Rumusan Masalah dan Tujuan Penelitian Dengan penjelasan latar belakang dan dan identifikasi masalah diatas maka rumusan masalah dalam penelitian ini adalah, apakah terdapat hubungan positif antara perilaku self-disclosure online dengan penggunaan internet bermasalah pada remaja pengguna Facebook? tujuan penelitian ini adalah untuk mengetahui hubungan positif antara perilaku self-disclosure online dengan penggunaan internet bermasalah pada remaja pengguna Facebook.
METODE PENELITIAN Teknik Sampling dan Desain Penelitian Populasi dari penelitian ini adalah remaja di wilayah Jakarta dan aktif sebagai pengguna Facebook. Pengambilan sampel dalam penelitian ini dilakukan dengan teknik accidental nonprobabilty sampling. Metode nonprobability sampling melibatkan pemilihan responden berdasarkan kesediaan dan ketersediaan mereka dalam memberikan respon dan tidak ada jaminan bahwa setiap anggota populasi memiliki kesempatan yang
sama untuk menjadi sampel (Shaughnessy & Zechmeister, 2006). Pengambilan sampel accidental yaitu berdasarkan kebetulan, siapa saja yang ditemui peneliti dan cocok digunakan sebagai sumber data, maka dijadikan responden penelitian (Shaughnessy & Zechmeister, 2006). Paradigma penelitian ini termasuk ke dalam penelitian kuantitatif non-eksperimental. Pengumpulan data sampel dilakukan dengan menggunakan kuesioner (skala Likert) sebagai instrumen penelitian. Desain ini dipilih peneliti, karena dianggap mampu menjawab tujuan dari penelitian ini. Sementara teknik analisis yang digunakan adalah analisis korelasional.
Hipotesis Penelitian H0 : Tidak Terdapat hubungan positif antara self-disclosure online dengan penggunaan internet bermasalah pada remaja pengguna situs jejaring sosial Facebook. Ha : Terdapat hubungan positif antara self-disclosure online dengan penggunaan internet bermasalah pada remaja pengguna situs jejaring sosial Facebook.
Alat Ukur Penelitian Dalam penelitian ini menggunakan dua jenis kuesioner self report, yaitu Revised Self-disclosure Scale dan Online Cognitive scale.

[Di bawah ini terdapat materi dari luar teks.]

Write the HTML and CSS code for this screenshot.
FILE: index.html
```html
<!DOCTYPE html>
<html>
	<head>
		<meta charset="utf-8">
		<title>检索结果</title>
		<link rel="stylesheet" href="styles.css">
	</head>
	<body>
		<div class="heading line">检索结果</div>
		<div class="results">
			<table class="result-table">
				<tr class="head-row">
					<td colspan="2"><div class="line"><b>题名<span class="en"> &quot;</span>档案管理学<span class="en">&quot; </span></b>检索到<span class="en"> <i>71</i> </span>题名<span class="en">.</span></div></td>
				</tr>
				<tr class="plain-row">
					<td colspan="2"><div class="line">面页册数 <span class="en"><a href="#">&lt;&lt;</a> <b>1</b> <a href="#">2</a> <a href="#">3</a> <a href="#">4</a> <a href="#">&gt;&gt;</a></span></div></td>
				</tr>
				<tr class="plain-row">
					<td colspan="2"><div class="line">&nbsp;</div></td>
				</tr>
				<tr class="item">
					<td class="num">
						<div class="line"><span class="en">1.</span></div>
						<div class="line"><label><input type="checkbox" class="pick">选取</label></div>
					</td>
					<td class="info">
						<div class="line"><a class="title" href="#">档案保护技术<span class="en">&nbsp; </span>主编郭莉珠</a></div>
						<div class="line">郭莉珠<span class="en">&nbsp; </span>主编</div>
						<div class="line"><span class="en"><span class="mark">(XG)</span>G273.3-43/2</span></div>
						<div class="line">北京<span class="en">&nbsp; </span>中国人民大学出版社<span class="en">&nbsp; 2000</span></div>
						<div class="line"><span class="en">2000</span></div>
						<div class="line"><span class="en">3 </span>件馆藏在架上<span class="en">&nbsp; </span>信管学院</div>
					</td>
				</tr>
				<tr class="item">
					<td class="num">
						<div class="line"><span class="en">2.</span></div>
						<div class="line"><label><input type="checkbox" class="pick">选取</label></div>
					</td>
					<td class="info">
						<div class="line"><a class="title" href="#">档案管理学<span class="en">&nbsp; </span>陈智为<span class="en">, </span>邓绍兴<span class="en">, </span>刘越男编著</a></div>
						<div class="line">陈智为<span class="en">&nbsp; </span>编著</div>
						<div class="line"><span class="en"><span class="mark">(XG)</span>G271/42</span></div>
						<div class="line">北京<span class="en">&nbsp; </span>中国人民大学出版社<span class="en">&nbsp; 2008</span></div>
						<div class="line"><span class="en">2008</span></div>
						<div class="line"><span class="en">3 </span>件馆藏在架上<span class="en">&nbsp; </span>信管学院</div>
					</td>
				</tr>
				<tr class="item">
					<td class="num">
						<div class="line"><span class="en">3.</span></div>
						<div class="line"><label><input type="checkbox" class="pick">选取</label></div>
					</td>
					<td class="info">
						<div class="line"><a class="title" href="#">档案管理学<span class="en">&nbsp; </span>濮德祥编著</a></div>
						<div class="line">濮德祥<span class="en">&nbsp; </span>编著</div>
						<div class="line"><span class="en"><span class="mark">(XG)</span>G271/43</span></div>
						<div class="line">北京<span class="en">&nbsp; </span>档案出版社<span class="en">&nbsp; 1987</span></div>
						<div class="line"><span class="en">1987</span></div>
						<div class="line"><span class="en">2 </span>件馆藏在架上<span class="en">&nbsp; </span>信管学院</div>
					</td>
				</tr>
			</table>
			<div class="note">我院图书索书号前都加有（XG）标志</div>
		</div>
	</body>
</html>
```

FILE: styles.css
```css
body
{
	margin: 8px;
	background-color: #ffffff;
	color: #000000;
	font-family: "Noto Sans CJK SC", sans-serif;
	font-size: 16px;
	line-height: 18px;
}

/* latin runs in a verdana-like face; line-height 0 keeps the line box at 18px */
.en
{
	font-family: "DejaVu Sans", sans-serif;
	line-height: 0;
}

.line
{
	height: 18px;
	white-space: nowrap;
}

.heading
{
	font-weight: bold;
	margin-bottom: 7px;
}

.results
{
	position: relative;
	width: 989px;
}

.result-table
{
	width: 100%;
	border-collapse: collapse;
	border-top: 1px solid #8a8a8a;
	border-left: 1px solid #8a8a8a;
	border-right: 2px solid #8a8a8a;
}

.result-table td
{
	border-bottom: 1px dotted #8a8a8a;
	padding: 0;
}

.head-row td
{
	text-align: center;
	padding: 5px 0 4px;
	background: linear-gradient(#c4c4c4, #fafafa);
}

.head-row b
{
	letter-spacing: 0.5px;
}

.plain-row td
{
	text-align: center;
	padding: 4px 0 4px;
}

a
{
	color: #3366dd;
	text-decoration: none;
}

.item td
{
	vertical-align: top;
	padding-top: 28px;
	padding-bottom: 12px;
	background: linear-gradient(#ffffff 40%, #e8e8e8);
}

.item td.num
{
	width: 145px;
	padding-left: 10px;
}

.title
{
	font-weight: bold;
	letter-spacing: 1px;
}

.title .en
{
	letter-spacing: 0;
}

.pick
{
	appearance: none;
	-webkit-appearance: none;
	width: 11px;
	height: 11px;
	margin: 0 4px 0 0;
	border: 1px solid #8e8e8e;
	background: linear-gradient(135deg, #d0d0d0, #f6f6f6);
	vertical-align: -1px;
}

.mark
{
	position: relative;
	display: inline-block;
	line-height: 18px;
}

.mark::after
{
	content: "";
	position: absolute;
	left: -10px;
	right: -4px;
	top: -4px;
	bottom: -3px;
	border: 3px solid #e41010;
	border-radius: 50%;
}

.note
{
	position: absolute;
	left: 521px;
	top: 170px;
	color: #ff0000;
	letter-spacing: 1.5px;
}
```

Revised self-disclosure scale
digunakan untuk mengukur self-disclosure online. Alat ukur ini dikembangkan oleh Blau (2011). Dalam penelitiannya Blau mengadaptasi alat ukur revised self-disclosure scale dari penelitian Leung (2002). Dalam penelitian Leung (2002) alat ukur ini memiliki lima dimensi, dalam mengukur self-disclosure dalam aplikasi messenger ICQ. Menurut Blau kedua dimensi lain yaitu amount dan valence kurang relevan dalam mengukur selfdisclosure online pada situs jejaring sosial. Sehingga Blau merevisi alat ukur dengan mempertahankan tiga dimensi yaitu, depth, honesty, & intent. Uji coba alat ukur revised self-disclosure scale menggunakan sembilan item, jumlah item yang sama juga digunakan pada saat pengambilan data lapangan. Online cognitive scale digunakan untuk mengukur penggunaan internet bermasalah. Alat ukur ini dikembangan oleh Davis, Flett, & Besser (2002). Alat ukur online cognitive scale
memiliki empat dimensi, yaitu loneliness/depression, social comfort, diminished impuls control, dan distraction. Alat ukur online cognitive scale memiliki 36 item. Ke-36 item tersebut digunakan pada saat uji coba dan jumlah yang sama juga digunakan pada saat pengambilan data lapangan. Untuk menguji validitas pada alat ukur ini peneliti menguji menggunakan content validity dan item validity. Validitas isi instrumen diketahui melalui pendapat seorang profesional (expert judgement). Setelah melakukan expert judgement peneliti melakukan uji keterbacaan kepada dua orang remaja yang peneliti temui., uji keterbacaan dimaksudkan untuk melakukan evaluasi meliputi penggunaan bahasa, struktur bahasa, dan kesesuaian yang dimiliki oleh alat tes tersebut. Cara untuk mengetahui validitas item yaitu dengan menggunakan teknik korelasi corrected item-total correlation dengan menggunakan program SPSS (Priyatno, 2008). Menurut Sugiyono (dalam Sujianto, 2009) bila korelasi tiap item positif dan besarnya 0,30 keatas, maka item tersebut merupakan konstruk yang kuat. Pengukuran reliabilitas alat ukur ini dengan menggunakan metode alpha cronbach’s. Peneliti menggunakan klasifikasi koefisien reliabilitas alat ukur menurut Triton (dalam Sujianto, 2009). Berikut adalah hasil uji reliabilitas pada versi uji coba dari alat ukur ini:
Variabel Revised self-disclosure scale (Facebook context) Online cognitive scale Sumber: Olah data SPSS 17.0
α
0,750 0,889
Berdasarkan tabel diatas, setelah uji coba terhadap 57 orang responden dilakukandapat dikatakan kedua alat ukur tersebut memiliki keajegan dan taraf kepercayaan yang baik.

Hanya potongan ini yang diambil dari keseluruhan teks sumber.